=== DIRECTIVE ===
Read the lines that follow and tally those with the word "index"; give the number and nothing else.

============================================================

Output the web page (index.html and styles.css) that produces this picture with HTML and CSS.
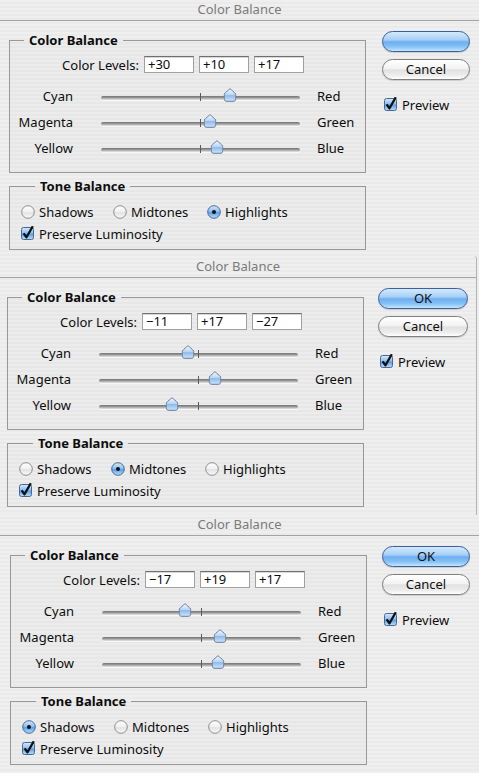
FILE: index.html
```html
<!DOCTYPE html>
<html lang="en">
<head>
<meta charset="utf-8">
<title>Color Balance</title>
<link rel="stylesheet" href="styles.css">
</head>
<body>
<svg class="defs" width="0" height="0" aria-hidden="true">
  <defs>
    <linearGradient id="g-thumb" x1="0" y1="0" x2="0" y2="1">
      <stop offset="0" stop-color="#f4f9ff"/>
      <stop offset="0.45" stop-color="#bcd8f5"/>
      <stop offset="0.55" stop-color="#8fbbea"/>
      <stop offset="1" stop-color="#cfe6fb"/>
    </linearGradient>
    <linearGradient id="g-blue" x1="0" y1="0" x2="0" y2="1">
      <stop offset="0" stop-color="#d6eafd"/>
      <stop offset="0.45" stop-color="#8fc0f1"/>
      <stop offset="0.55" stop-color="#5d9fe6"/>
      <stop offset="1" stop-color="#b9e0fb"/>
    </linearGradient>
    <linearGradient id="g-white" x1="0" y1="0" x2="0" y2="1">
      <stop offset="0" stop-color="#ffffff"/>
      <stop offset="0.5" stop-color="#f0f0f0"/>
      <stop offset="0.55" stop-color="#e2e2e2"/>
      <stop offset="1" stop-color="#fbfbfb"/>
    </linearGradient>
    <symbol id="thumb" viewBox="0 0 13 14">
      <path d="M6.5 0.7 C7.6 1.6 11 4.4 12.3 6 L12.3 11 C12.3 12.6 11.1 13.3 9.6 13.3 L3.4 13.3 C1.9 13.3 0.7 12.6 0.7 11 L0.7 6 C2 4.4 5.4 1.6 6.5 0.7 Z" fill="url(#g-thumb)" stroke="#6b7e9c" stroke-width="1"/>
    </symbol>
    <symbol id="checkbox" viewBox="0 0 14 15">
      <rect x="0.5" y="2.5" width="12" height="12" rx="2" fill="url(#g-blue)" stroke="#4c6892"/>
      <path d="M2.6 8.4 L5.5 12.3 L11.8 1.2" fill="none" stroke="#111" stroke-width="2.3" stroke-linejoin="round"/>
    </symbol>
    <symbol id="radio-off" viewBox="0 0 14 14">
      <circle cx="7" cy="7" r="6.3" fill="url(#g-white)" stroke="#8d8d8d"/>
    </symbol>
    <symbol id="radio-on" viewBox="0 0 14 14">
      <circle cx="7" cy="7" r="6.3" fill="url(#g-blue)" stroke="#4c6892"/>
      <circle cx="7" cy="7" r="2" fill="#111"/>
    </symbol>
  </defs>
</svg>

<!-- Highlights pass -->
<section class="dialog d1">
  <header class="titlebar">Color Balance</header>
  <div class="content">
    <div class="panels">
      <fieldset class="group balance">
        <legend>Color Balance</legend>
        <div class="levels">
          <span class="levels-label">Color Levels:</span>
          <span class="field">+30</span>
          <span class="field">+10</span>
          <span class="field">+17</span>
        </div>
        <div class="slider-row">
          <span class="from">Cyan</span>
          <span class="track"><span class="tick"></span><svg class="thumb" style="left:calc(50% + 15%)"><use href="#thumb"/></svg></span>
          <span class="to">Red</span>
        </div>
        <div class="slider-row">
          <span class="from">Magenta</span>
          <span class="track"><span class="tick"></span><svg class="thumb" style="left:calc(50% + 5%)"><use href="#thumb"/></svg></span>
          <span class="to">Green</span>
        </div>
        <div class="slider-row">
          <span class="from">Yellow</span>
          <span class="track"><span class="tick"></span><svg class="thumb" style="left:calc(50% + 8.5%)"><use href="#thumb"/></svg></span>
          <span class="to">Blue</span>
        </div>
      </fieldset>
      <fieldset class="group tone">
        <legend>Tone Balance</legend>
        <div class="radios">
          <span class="radio"><svg class="mark"><use href="#radio-off"/></svg>Shadows</span>
          <span class="radio"><svg class="mark"><use href="#radio-off"/></svg>Midtones</span>
          <span class="radio"><svg class="mark"><use href="#radio-on"/></svg>Highlights</span>
        </div>
        <span class="check"><svg class="box"><use href="#checkbox"/></svg>Preserve Luminosity</span>
      </fieldset>
    </div>
    <div class="actions">
      <span class="btn default"></span>
      <span class="btn">Cancel</span>
      <span class="check preview"><svg class="box"><use href="#checkbox"/></svg>Preview</span>
    </div>
  </div>
</section>

<!-- Midtones pass -->
<section class="dialog d2">
  <header class="titlebar">Color Balance</header>
  <div class="content">
    <div class="panels">
      <fieldset class="group balance">
        <legend>Color Balance</legend>
        <div class="levels">
          <span class="levels-label">Color Levels:</span>
          <span class="field">&minus;11</span>
          <span class="field">+17</span>
          <span class="field">&minus;27</span>
        </div>
        <div class="slider-row">
          <span class="from">Cyan</span>
          <span class="track"><span class="tick"></span><svg class="thumb" style="left:calc(50% - 5.5%)"><use href="#thumb"/></svg></span>
          <span class="to">Red</span>
        </div>
        <div class="slider-row">
          <span class="from">Magenta</span>
          <span class="track"><span class="tick"></span><svg class="thumb" style="left:calc(50% + 8.5%)"><use href="#thumb"/></svg></span>
          <span class="to">Green</span>
        </div>
        <div class="slider-row">
          <span class="from">Yellow</span>
          <span class="track"><span class="tick"></span><svg class="thumb" style="left:calc(50% - 13.5%)"><use href="#thumb"/></svg></span>
          <span class="to">Blue</span>
        </div>
      </fieldset>
      <fieldset class="group tone">
        <legend>Tone Balance</legend>
        <div class="radios">
          <span class="radio"><svg class="mark"><use href="#radio-off"/></svg>Shadows</span>
          <span class="radio"><svg class="mark"><use href="#radio-on"/></svg>Midtones</span>
          <span class="radio"><svg class="mark"><use href="#radio-off"/></svg>Highlights</span>
        </div>
        <span class="check"><svg class="box"><use href="#checkbox"/></svg>Preserve Luminosity</span>
      </fieldset>
    </div>
    <div class="actions">
      <span class="btn default">OK</span>
      <span class="btn">Cancel</span>
      <span class="check preview"><svg class="box"><use href="#checkbox"/></svg>Preview</span>
    </div>
  </div>
</section>

<!-- Shadows pass -->
<section class="dialog d3">
  <header class="titlebar">Color Balance</header>
  <div class="content">
    <div class="panels">
      <fieldset class="group balance">
        <legend>Color Balance</legend>
        <div class="levels">
          <span class="levels-label">Color Levels:</span>
          <span class="field">&minus;17</span>
          <span class="field">+19</span>
          <span class="field">+17</span>
        </div>
        <div class="slider-row">
          <span class="from">Cyan</span>
          <span class="track"><span class="tick"></span><svg class="thumb" style="left:calc(50% - 8.5%)"><use href="#thumb"/></svg></span>
          <span class="to">Red</span>
        </div>
        <div class="slider-row">
          <span class="from">Magenta</span>
          <span class="track"><span class="tick"></span><svg class="thumb" style="left:calc(50% + 9.5%)"><use href="#thumb"/></svg></span>
          <span class="to">Green</span>
        </div>
        <div class="slider-row">
          <span class="from">Yellow</span>
          <span class="track"><span class="tick"></span><svg class="thumb" style="left:calc(50% + 8.5%)"><use href="#thumb"/></svg></span>
          <span class="to">Blue</span>
        </div>
      </fieldset>
      <fieldset class="group tone">
        <legend>Tone Balance</legend>
        <div class="radios">
          <span class="radio"><svg class="mark"><use href="#radio-on"/></svg>Shadows</span>
          <span class="radio"><svg class="mark"><use href="#radio-off"/></svg>Midtones</span>
          <span class="radio"><svg class="mark"><use href="#radio-off"/></svg>Highlights</span>
        </div>
        <span class="check"><svg class="box"><use href="#checkbox"/></svg>Preserve Luminosity</span>
      </fieldset>
    </div>
    <div class="actions">
      <span class="btn default">OK</span>
      <span class="btn">Cancel</span>
      <span class="check preview"><svg class="box"><use href="#checkbox"/></svg>Preview</span>
    </div>
  </div>
</section>
</body>
</html>
```

FILE: styles.css
```css
html, body {
  margin: 0;
  padding: 0;
}

body {
  width: 479px;
  height: 773px;
  overflow: hidden;
  font-family: "Noto Sans", "DejaVu Sans", sans-serif;
  font-size: 13px;
  color: #0d0d0d;
  background: #ededed;
}

.defs {
  position: absolute;
  width: 0;
  height: 0;
}

/* Aqua sheet with faint pinstripes */
.dialog {
  box-sizing: border-box;
  background: repeating-linear-gradient(180deg, #efefef 0 2px, #eaeaea 2px 4px);
}

.d1 { height: 256px; }
.d2 {
  height: 259px;
  width: 477px;
  border-right: 1px solid #b4b4b4;
  border-top-right-radius: 3px;
}
.d3 { height: 258px; }

.titlebar {
  height: 20px;
  line-height: 19px;
  text-align: center;
  color: #7b7b7b;
  border-bottom: 1px solid #a3a3a3;
}

.d2 .titlebar { height: 21px; line-height: 20px; }

.content {
  display: flex;
  align-items: flex-start;
  padding: 10px 0 0 9px;
}

.d2 .content { padding-left: 7px; }
.d3 .content { padding-left: 10px; }

.panels {
  width: 357px;
  padding-top: 1px;
}

/* Group boxes */
.group {
  box-sizing: border-box;
  width: 357px;
  margin: 0;
  min-width: 0;
  border: 1px solid #989898;
  background: rgba(0, 0, 0, 0.012);
}

.group legend {
  margin-left: 14px;
  padding: 0 5px;
  font-weight: bold;
  line-height: 16px;
  color: #0d0d0d;
}

.balance {
  padding: 8px 0 11px 0;
}

.tone {
  margin-top: 5px;
  padding: 9px 0 6px 11px;
}

/* Color levels */
.levels {
  display: flex;
  align-items: center;
  height: 17px;
  margin-bottom: 10px;
}

.levels-label {
  width: 129px;
  margin-right: 5px;
  text-align: right;
}

.field {
  box-sizing: border-box;
  width: 50px;
  height: 17px;
  margin-right: 5px;
  padding-left: 3px;
  line-height: 15px;
  background: #fff;
  border: 1px solid #a0a0a0;
  border-top-color: #6f6f6f;
  box-shadow: inset 0 1px 0 #d8d8d8;
}

/* Sliders */
.slider-row {
  display: flex;
  align-items: center;
  height: 26px;
}

.from {
  width: 63px;
  text-align: right;
}

.track {
  position: relative;
  box-sizing: border-box;
  width: 199px;
  height: 4px;
  margin: 4px 0 0 28px;
  border-radius: 2px;
  background: linear-gradient(180deg, #737373 0%, #9a9a9a 45%, #c6c6c6 75%, #e6e6e6 100%);
  box-shadow: 0 1px 0 rgba(255, 255, 255, 0.7);
}

.tick {
  position: absolute;
  left: 99px;
  top: -3px;
  width: 1px;
  height: 8px;
  background: #5a5a5a;
}

.thumb {
  position: absolute;
  top: -8px;
  width: 13px;
  height: 14px;
  transform: translateX(-50%);
}

.to {
  margin-left: 17px;
}

/* Radios and checkboxes */
.radios {
  display: grid;
  grid-template-columns: 92px 94px auto;
  height: 18px;
  align-items: center;
}

.radio,
.check {
  display: flex;
  align-items: center;
}

.mark {
  width: 14px;
  height: 14px;
  margin-right: 4px;
}

.check {
  height: 18px;
  margin-top: 4px;
}

.box {
  width: 14px;
  height: 15px;
  margin: -3px 4px 0 0;
}

/* Buttons column */
.actions {
  display: flex;
  flex-direction: column;
  width: 88px;
  margin-left: 16px;
}

.d2 .actions { margin-left: 14px; width: 90px; }
.d3 .actions { margin-left: 15px; }

.btn {
  box-sizing: border-box;
  height: 21px;
  margin-bottom: 7px;
  border-radius: 11px;
  border: 1px solid #7f7f7f;
  text-align: center;
  line-height: 19px;
  color: #111;
  background: linear-gradient(180deg, #ffffff 0%, #f3f3f3 45%, #e1e1e1 52%, #ececec 80%, #ffffff 100%);
  box-shadow: 0 1px 1px rgba(0, 0, 0, 0.15);
}

.btn.default {
  border-color: #3d5f9c;
  background: linear-gradient(180deg, #d4e9fd 0%, #a6cff6 42%, #6eaef0 52%, #86c2f6 78%, #c3e6fd 100%);
}

.preview {
  margin-top: 9px;
  padding-left: 2px;
}
```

============================================================

=== RESPONSE TO THE EXERCISE ===
2